◆ TASK BRIEF ◆
Copy each line below that includes "this".

◆ PROVIDED DATA ◆
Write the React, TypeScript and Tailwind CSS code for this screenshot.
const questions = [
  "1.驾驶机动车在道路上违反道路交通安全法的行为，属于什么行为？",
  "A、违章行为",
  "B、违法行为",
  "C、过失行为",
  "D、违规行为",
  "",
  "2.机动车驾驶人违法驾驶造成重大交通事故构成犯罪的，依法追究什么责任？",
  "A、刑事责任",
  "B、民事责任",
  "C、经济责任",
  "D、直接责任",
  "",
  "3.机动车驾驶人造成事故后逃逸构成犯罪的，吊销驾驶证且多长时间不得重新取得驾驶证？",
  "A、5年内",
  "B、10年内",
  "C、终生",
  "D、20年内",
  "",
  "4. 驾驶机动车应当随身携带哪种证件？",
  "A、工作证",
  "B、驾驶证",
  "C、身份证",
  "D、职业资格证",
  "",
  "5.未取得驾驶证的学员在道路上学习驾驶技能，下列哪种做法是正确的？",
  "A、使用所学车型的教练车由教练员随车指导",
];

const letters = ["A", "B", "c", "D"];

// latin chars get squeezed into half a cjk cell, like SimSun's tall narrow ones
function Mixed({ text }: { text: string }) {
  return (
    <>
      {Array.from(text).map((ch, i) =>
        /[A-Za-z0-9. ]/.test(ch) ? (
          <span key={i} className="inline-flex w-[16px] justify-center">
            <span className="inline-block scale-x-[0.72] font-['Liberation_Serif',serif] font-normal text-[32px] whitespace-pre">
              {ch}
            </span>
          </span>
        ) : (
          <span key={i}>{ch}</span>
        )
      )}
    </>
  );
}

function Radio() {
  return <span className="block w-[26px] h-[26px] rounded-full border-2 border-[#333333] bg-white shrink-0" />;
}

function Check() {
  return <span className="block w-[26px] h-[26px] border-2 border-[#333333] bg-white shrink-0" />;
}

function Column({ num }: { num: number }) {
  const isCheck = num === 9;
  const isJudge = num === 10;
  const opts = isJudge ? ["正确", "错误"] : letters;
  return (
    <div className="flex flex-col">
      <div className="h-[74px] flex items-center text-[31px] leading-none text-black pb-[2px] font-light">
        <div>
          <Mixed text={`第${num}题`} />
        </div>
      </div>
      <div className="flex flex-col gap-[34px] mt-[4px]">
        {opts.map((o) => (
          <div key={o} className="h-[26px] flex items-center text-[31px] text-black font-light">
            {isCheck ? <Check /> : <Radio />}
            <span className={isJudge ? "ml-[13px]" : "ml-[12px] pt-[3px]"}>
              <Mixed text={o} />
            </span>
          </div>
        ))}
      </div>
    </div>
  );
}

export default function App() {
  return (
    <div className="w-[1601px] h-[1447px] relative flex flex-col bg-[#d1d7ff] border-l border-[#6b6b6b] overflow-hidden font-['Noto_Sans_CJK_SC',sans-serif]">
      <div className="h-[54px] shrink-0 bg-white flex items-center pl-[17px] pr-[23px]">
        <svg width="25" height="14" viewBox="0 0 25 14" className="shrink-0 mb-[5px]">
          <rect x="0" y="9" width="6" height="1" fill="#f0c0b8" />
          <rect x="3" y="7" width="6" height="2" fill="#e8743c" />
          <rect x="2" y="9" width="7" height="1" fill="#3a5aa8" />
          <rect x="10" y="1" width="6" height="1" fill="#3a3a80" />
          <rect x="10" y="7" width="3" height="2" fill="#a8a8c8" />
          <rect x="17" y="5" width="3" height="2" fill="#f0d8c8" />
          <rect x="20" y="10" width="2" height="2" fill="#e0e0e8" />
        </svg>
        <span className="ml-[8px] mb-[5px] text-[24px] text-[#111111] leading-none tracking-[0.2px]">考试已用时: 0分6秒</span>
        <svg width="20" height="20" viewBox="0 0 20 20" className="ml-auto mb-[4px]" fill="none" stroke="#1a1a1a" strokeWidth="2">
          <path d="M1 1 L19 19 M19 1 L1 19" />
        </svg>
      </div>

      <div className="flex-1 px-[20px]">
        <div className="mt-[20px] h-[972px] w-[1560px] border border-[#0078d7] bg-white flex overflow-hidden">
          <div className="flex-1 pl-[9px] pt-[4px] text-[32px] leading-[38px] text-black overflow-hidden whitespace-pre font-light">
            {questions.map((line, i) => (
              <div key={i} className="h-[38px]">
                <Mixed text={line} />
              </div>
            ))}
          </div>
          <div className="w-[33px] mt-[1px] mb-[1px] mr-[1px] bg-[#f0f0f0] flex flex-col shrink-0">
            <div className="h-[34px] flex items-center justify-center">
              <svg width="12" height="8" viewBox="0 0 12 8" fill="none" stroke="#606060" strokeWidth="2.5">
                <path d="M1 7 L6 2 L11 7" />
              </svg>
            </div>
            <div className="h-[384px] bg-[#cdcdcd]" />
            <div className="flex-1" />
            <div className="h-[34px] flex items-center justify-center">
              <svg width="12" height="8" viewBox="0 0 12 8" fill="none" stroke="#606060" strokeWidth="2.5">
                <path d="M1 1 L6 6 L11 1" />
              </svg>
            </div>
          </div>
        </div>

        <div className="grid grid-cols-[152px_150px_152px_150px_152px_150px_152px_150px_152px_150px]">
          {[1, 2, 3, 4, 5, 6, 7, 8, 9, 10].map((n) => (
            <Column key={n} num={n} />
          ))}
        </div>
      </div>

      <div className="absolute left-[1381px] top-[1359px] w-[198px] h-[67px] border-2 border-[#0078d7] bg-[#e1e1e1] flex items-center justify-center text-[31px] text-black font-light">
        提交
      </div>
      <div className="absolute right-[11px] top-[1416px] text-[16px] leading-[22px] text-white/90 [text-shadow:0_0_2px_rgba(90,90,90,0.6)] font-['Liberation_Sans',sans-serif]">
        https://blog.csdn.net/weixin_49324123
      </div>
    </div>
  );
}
...
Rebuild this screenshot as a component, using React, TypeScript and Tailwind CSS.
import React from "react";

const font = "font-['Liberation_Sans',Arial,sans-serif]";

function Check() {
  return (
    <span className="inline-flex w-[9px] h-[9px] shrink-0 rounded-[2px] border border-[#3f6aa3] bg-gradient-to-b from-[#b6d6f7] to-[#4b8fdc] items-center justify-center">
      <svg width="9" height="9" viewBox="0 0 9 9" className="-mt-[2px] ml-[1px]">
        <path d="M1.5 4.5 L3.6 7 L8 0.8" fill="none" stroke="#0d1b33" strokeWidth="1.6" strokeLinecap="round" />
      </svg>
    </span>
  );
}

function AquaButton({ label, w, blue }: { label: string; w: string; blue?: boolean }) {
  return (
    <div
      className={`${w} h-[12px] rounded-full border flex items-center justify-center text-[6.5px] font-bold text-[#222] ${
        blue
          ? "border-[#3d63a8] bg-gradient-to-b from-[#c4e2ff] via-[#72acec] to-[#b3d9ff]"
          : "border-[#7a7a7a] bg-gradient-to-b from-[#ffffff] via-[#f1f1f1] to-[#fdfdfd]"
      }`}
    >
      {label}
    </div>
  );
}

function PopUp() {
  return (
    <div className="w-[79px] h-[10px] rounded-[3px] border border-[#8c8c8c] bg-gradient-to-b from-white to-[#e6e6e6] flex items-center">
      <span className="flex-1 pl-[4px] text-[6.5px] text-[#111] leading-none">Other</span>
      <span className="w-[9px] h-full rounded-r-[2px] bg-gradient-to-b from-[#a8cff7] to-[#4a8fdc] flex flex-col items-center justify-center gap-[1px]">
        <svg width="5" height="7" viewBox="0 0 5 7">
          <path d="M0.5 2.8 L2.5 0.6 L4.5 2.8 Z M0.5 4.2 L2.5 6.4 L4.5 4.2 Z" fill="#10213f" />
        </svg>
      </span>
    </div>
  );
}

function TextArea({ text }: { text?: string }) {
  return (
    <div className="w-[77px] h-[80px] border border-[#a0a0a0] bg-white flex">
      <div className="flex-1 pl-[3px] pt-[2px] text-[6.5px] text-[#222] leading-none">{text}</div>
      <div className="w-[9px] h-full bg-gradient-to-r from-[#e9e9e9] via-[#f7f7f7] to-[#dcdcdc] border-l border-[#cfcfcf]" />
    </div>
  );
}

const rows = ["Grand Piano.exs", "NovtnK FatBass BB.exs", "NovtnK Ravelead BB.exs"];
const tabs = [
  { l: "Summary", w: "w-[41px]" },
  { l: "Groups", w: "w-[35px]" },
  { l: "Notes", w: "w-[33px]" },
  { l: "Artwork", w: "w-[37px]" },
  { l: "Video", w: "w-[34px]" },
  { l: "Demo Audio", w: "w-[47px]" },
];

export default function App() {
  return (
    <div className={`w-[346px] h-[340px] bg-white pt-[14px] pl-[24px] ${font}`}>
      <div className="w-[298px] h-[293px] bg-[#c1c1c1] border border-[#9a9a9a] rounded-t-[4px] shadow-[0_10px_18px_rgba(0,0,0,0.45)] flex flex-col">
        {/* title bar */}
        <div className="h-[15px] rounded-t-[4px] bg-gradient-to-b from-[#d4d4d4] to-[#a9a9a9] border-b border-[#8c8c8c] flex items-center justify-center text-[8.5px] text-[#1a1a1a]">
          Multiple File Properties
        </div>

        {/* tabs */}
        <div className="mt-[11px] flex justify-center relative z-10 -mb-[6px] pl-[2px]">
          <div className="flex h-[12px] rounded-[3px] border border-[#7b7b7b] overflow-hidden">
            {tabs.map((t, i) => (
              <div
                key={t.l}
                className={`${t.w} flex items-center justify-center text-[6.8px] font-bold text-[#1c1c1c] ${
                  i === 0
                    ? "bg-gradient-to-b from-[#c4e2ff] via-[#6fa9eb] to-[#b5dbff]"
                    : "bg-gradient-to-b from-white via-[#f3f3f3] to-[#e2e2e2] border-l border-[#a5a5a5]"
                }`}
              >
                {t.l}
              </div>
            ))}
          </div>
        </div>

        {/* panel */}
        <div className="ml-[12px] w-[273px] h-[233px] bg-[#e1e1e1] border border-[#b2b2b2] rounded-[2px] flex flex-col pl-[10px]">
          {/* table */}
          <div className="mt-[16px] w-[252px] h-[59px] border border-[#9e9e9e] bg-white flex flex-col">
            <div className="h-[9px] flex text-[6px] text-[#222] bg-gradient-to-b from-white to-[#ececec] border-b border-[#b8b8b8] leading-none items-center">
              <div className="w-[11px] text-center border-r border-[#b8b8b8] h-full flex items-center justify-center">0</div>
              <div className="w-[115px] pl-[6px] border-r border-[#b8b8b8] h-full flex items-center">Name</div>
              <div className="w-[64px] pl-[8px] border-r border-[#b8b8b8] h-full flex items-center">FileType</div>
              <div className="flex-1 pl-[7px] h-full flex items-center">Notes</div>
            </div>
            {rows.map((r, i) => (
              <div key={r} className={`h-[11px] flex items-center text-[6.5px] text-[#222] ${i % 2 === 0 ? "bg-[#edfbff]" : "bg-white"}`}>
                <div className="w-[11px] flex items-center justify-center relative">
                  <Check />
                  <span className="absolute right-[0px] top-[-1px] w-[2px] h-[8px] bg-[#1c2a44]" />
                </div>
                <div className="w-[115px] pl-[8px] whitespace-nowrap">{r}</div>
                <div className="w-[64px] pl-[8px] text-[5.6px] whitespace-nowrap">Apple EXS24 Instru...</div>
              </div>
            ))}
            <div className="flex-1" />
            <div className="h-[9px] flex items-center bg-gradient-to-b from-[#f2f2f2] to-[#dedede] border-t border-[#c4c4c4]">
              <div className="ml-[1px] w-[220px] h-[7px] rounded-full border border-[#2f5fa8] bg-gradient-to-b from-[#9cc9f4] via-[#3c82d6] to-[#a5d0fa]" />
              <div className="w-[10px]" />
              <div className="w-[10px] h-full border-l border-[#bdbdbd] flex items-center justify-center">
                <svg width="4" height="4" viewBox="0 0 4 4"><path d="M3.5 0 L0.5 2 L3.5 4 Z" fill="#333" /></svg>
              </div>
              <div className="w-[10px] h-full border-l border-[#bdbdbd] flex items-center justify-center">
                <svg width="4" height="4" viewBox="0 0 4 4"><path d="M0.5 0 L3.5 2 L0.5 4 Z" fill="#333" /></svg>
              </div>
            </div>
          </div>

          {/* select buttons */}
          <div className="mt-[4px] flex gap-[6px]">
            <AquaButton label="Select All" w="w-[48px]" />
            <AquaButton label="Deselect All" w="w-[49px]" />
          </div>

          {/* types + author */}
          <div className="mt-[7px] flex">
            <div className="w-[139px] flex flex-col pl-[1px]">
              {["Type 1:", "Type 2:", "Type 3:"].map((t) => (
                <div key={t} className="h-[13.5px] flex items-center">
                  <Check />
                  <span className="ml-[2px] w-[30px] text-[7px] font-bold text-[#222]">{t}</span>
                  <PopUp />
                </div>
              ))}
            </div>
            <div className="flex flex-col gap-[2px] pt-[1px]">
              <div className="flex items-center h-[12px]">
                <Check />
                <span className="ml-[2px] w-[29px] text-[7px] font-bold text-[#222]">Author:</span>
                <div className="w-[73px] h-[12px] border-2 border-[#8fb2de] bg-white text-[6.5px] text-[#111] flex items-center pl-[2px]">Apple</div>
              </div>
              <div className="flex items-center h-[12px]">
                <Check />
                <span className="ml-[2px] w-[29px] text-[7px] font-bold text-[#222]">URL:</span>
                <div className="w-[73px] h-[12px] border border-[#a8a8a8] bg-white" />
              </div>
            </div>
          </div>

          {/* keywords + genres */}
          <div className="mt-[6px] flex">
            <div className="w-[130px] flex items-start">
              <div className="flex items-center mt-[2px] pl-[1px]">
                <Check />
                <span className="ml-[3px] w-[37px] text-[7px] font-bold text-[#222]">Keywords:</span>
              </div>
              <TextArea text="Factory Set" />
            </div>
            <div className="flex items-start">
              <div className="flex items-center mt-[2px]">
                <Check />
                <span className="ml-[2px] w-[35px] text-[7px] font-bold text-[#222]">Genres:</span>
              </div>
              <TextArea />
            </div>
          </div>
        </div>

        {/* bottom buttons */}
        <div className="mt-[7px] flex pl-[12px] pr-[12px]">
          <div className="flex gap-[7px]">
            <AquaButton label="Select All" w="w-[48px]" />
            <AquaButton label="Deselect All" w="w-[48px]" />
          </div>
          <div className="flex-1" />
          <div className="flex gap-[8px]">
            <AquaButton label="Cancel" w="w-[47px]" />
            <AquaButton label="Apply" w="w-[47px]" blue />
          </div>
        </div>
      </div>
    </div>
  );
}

◆ RIGHT ANSWER ◆
Write the React, TypeScript and Tailwind CSS code for this screenshot.
Rebuild this screenshot as a component, using React, TypeScript and Tailwind CSS.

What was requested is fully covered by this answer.